VG UUID 0mAIRf-Gzz0-R4zP-K0OH-u33B-R31w-jvVbC2

6.) Create a logic volume with lvcreate.

shell> lvcreate -L288M -nvolume0 volumegroup0

Logical volume "volume0" created

7.) Now you can format the volume with mkfs.

shell> mkfs.ext3 /dev/volumegroup0/volume0

mke2fs 1.35 (28-Feb-2004)

Filesystem label=

OS type: Linux

Block size=1024 (log=0)

Fragment size=1024 (log=0)

73728 inodes, 294912 blocks

14745 blocks (5.00%) reserved for the super user

First data block=1

Maximum filesystem blocks=67633152

36 block groups

8192 blocks per group, 8192 fragments per group

2048 inodes per group

Superblock backups stored on blocks:

8193, 24577, 40961, 57345, 73729, 204801, 221185

Writing inode tables: done

Creating journal (8192 blocks): done

Writing superblocks and filesystem accounting information: done

This filesystem will be automatically checked every 34 mounts or

180 days, whichever comes first.
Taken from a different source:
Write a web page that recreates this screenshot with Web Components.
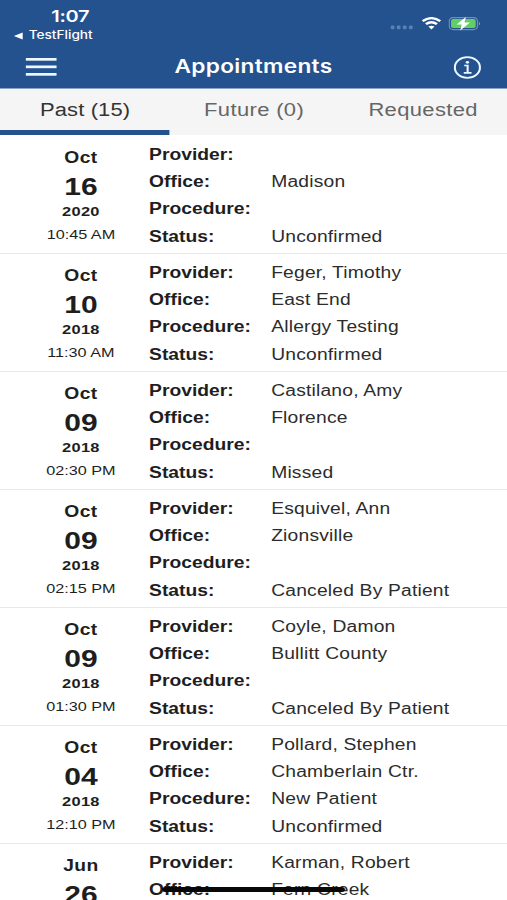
<!DOCTYPE html>
<html lang="en">
<head>
<meta charset="utf-8">
<title>Appointments</title>
<style>
  html, body { margin: 0; height: 100%; overflow: hidden; background: #fff; }
</style>
</head>
<body>
<appointments-app></appointments-app>

<script>
const define = (name, html, setup) => {
  const template = document.createElement('template')
  template.innerHTML = html

  window.customElements.define(name, class extends HTMLElement {
    constructor () {
      super()
      this.attachShadow({ mode: 'open' })
      this.shadowRoot.appendChild(template.content.cloneNode(true))
    }

    connectedCallback () {
      if (setup) setup(this, this.shadowRoot)
    }
  })
}

define('status-bar', `
  <style>
    :host {
      display: flex;
      justify-content: space-between;
      height: 44px;
      color: #fff;
      font-family: Inter, sans-serif;
    }
    .left { padding: 7px 0 0 11px; }
    .time {
      padding-left: 31px;
      font-size: 16.4px;
      font-weight: 600;
      line-height: 19px;
      letter-spacing: -0.2px;
    }
    .back {
      display: flex;
      align-items: center;
      gap: 4.5px;
      font-size: 11.2px;
      font-weight: 500;
      line-height: 19px;
      letter-spacing: 0;
    }
    .right {
      display: flex;
      align-items: flex-start;
      gap: 6.5px;
      padding: 17px 21px 0 0;
    }
    svg { display: block; }
    .dots { margin-top: 8px; }
  </style>
  <div class="left">
    <div class="time">1:07</div>
    <div class="back">
      <svg width="8" height="8" viewBox="0 0 8 8"><path d="M0.4 4 7.6 0.5v7z" fill="#fff"/></svg>
      <span>TestFlight</span>
    </div>
  </div>
  <div class="right">
    <svg class="dots" width="19" height="5" viewBox="0 0 19 5" fill="#5b80b2">
      <rect x="0.6" y="0.6" width="3" height="3.6" rx="1"/>
      <rect x="5.6" y="0.6" width="3" height="3.6" rx="1"/>
      <rect x="10.6" y="0.6" width="3" height="3.6" rx="1"/>
      <rect x="15.6" y="0.6" width="3" height="3.6" rx="1"/>
    </svg>
    <svg width="16" height="13" viewBox="0 0 16 13" fill="none" stroke="#fff" stroke-width="2.3">
      <path d="M0.8 4.2Q8 -1.9 15.2 4.2"/>
      <path d="M3.5 7.2Q8 3.3 12.5 7.2"/>
      <path d="M5.5 9.6Q8 7.7 10.5 9.6L8 12.4z" fill="#fff" stroke="none"/>
    </svg>
    <svg width="27" height="14" viewBox="0 0 27 14">
      <rect x="0.6" y="0.6" width="23.2" height="12" rx="3.3" fill="none" stroke="#6d91ad" stroke-width="1.1"/>
      <path d="M25 4.7q1.8 1.9 0 3.8z" fill="#7f9fc2"/>
      <rect x="2.1" y="2.1" width="20.2" height="9" rx="1.8" fill="#63cf63"/>
      <path d="M14.3 0 6.6 7.6h4.3L9.6 13.4 17.6 5.6h-4.5z" fill="#fff"/>
    </svg>
  </div>
`)

define('nav-bar', `
  <style>
    :host {
      display: grid;
      grid-template-columns: 70px 1fr 70px;
      align-items: center;
      box-sizing: border-box;
      height: 45px;
      border-bottom: 1px solid #88a3c5;
      color: #fff;
    }
    h1 {
      margin: 0;
      text-align: center;
      font: 600 18.6px/45px Inter, sans-serif;
      letter-spacing: 0.25px;
    }
    svg { display: block; }
    .menu { margin: 1px 0 0 20.5px; }
    .info { margin: 2px 21.5px 0 auto; }
  </style>
  <svg class="menu" width="26" height="20" viewBox="0 0 26 20" fill="#edf7ff">
    <rect y="1" width="25.4" height="2.7"/>
    <rect y="8.5" width="25.4" height="2.7"/>
    <rect y="16" width="25.4" height="2.7"/>
  </svg>
  <h1><slot></slot></h1>
  <svg class="info" width="23" height="23" viewBox="0 0 23 23" fill="none" stroke="#edf7ff" stroke-width="1.7">
    <circle cx="11.5" cy="11.5" r="10.3"/>
    <path d="M8.9 9.5h2.8v7.3M8.5 16.8h6.4"/>
    <circle cx="11.5" cy="6.3" r="1.4" fill="#edf7ff" stroke="none"/>
  </svg>
`)

define('tab-item', `
  <style>
    :host {
      display: block;
      box-sizing: border-box;
      height: 46px;
      padding-left: 1px;
      border-bottom: 5px solid transparent;
      color: #666;
      text-align: center;
      font-size: 18px;
      line-height: 42px;
      letter-spacing: 0.3px;
    }
    :host([active]) {
      border-color: #24528f;
      color: #333;
      letter-spacing: 0.1px;
    }
  </style>
  <slot></slot>
`)

define('tab-bar', `
  <style>
    :host {
      display: grid;
      grid-template-columns: repeat(3, 1fr);
      height: 46px;
      background: #f5f5f5;
    }
  </style>
  <slot></slot>
`)

define('appointment-row', `
  <style>
    :host {
      display: grid;
      grid-template-columns: 122.3px 1fr;
      box-sizing: border-box;
      height: 118px;
      border-bottom: 1px solid #e9e9e9;
      color: #1e1e1e;
    }
    .date {
      padding: 10px 0 0 10.5px;
      text-align: center;
      font-weight: bold;
    }
    .month { font-size: 15.8px; line-height: 24px; letter-spacing: 0.3px; }
    .day { font-size: 24.6px; line-height: 33px; }
    .year { font-size: 13.5px; line-height: 17px; letter-spacing: 0.2px; }
    .time { font-size: 13.3px; line-height: 30px; font-weight: normal; }
    dl {
      display: grid;
      grid-template-columns: 100.2px 1fr;
      grid-auto-rows: 27.2px;
      margin: 0;
      padding-top: 5px;
      font-size: 15.8px;
      line-height: 27px;
      white-space: nowrap;
    }
    dt { font-weight: bold; letter-spacing: 0.02px; }
    dd { margin: 0; color: #2c2c2c; letter-spacing: 0.16px; }
  </style>
  <div class="date">
    <div class="month"></div>
    <div class="day"></div>
    <div class="year"></div>
    <div class="time"></div>
  </div>
  <dl>
    <dt>Provider:</dt><dd class="provider"></dd>
    <dt>Office:</dt><dd class="office"></dd>
    <dt>Procedure:</dt><dd class="procedure"></dd>
    <dt>Status:</dt><dd class="status"></dd>
  </dl>
`, (el, root) => {
  const fields = ['month', 'day', 'year', 'time', 'provider', 'office', 'procedure', 'status']
  fields.forEach(field => {
    root.querySelector('.' + field).textContent = el.getAttribute(field) || ''
  })
})

// The screen is laid out 416px wide and stretched to the 507px window.
define('appointments-app', `
  <style>
    :host {
      display: block;
      position: relative;
      width: 416px;
      height: 900px;
      overflow: hidden;
      background: #fff;
      font-family: "Liberation Sans", Arial, sans-serif;
      transform: scaleX(1.21875);
      transform-origin: 0 0;
    }
    header { background: #24528f; }
    main { padding-top: 1px; }
    .home {
      position: absolute;
      left: 133px;
      bottom: 8.5px;
      width: 150px;
      height: 5px;
      border-radius: 3px;
      background: #080808;
    }
  </style>
  <header>
    <status-bar></status-bar>
    <nav-bar>Appointments</nav-bar>
  </header>
  <tab-bar>
    <tab-item active>Past (15)</tab-item>
    <tab-item>Future (0)</tab-item>
    <tab-item>Requested</tab-item>
  </tab-bar>
  <main>
    <appointment-row month="Oct" day="16" year="2020" time="10:45 AM" office="Madison" status="Unconfirmed"></appointment-row>
    <appointment-row month="Oct" day="10" year="2018" time="11:30 AM" provider="Feger, Timothy" office="East End" procedure="Allergy Testing" status="Unconfirmed"></appointment-row>
    <appointment-row month="Oct" day="09" year="2018" time="02:30 PM" provider="Castilano, Amy" office="Florence" status="Missed"></appointment-row>
    <appointment-row month="Oct" day="09" year="2018" time="02:15 PM" provider="Esquivel, Ann" office="Zionsville" status="Canceled By Patient"></appointment-row>
    <appointment-row month="Oct" day="09" year="2018" time="01:30 PM" provider="Coyle, Damon" office="Bullitt County" status="Canceled By Patient"></appointment-row>
    <appointment-row month="Oct" day="04" year="2018" time="12:10 PM" provider="Pollard, Stephen" office="Chamberlain Ctr." procedure="New Patient" status="Unconfirmed"></appointment-row>
    <appointment-row month="Jun" day="26" provider="Karman, Robert" office="Fern Creek"></appointment-row>
  </main>
  <div class="home"></div>
`)
</script>
</body>
</html>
Use tune2fs -c or -i to override.

8.) Now you can mount it.

shell> mount /dev/volgroup0/volumename /mnt

Now that you have gotten started, I suggest that you play around with some of the other options, such as adding and removing disks, deleting groups and volumes, moving and splitting volume groups.

References and more information:

http://www.tldp.org/HOWTO/LVM-HOWTO/


http://www.redhat.com/magazine/009jul05/features/lvm2/

Notes:

[1] "Moore's Law" describes an important trend in the history of computer hardware: that the number of transistors that can be inexpensively placed on an integrated circuit is increasing exponentially, doubling approximately every two years.

A similar law (sometimes called "Kryder's Law") has held for hard disk storage cost per unit of information. Disk storage over the past decades has actually sped up more than once, corresponding to the utilization of error correcting codes, the magneto-resistive effect and the giant magneto-resistive effect. The current rate of increase in hard drive capacity is roughly similar to the rate of increase in transistor count. Recent trends show that this rate has been maintained into 2007.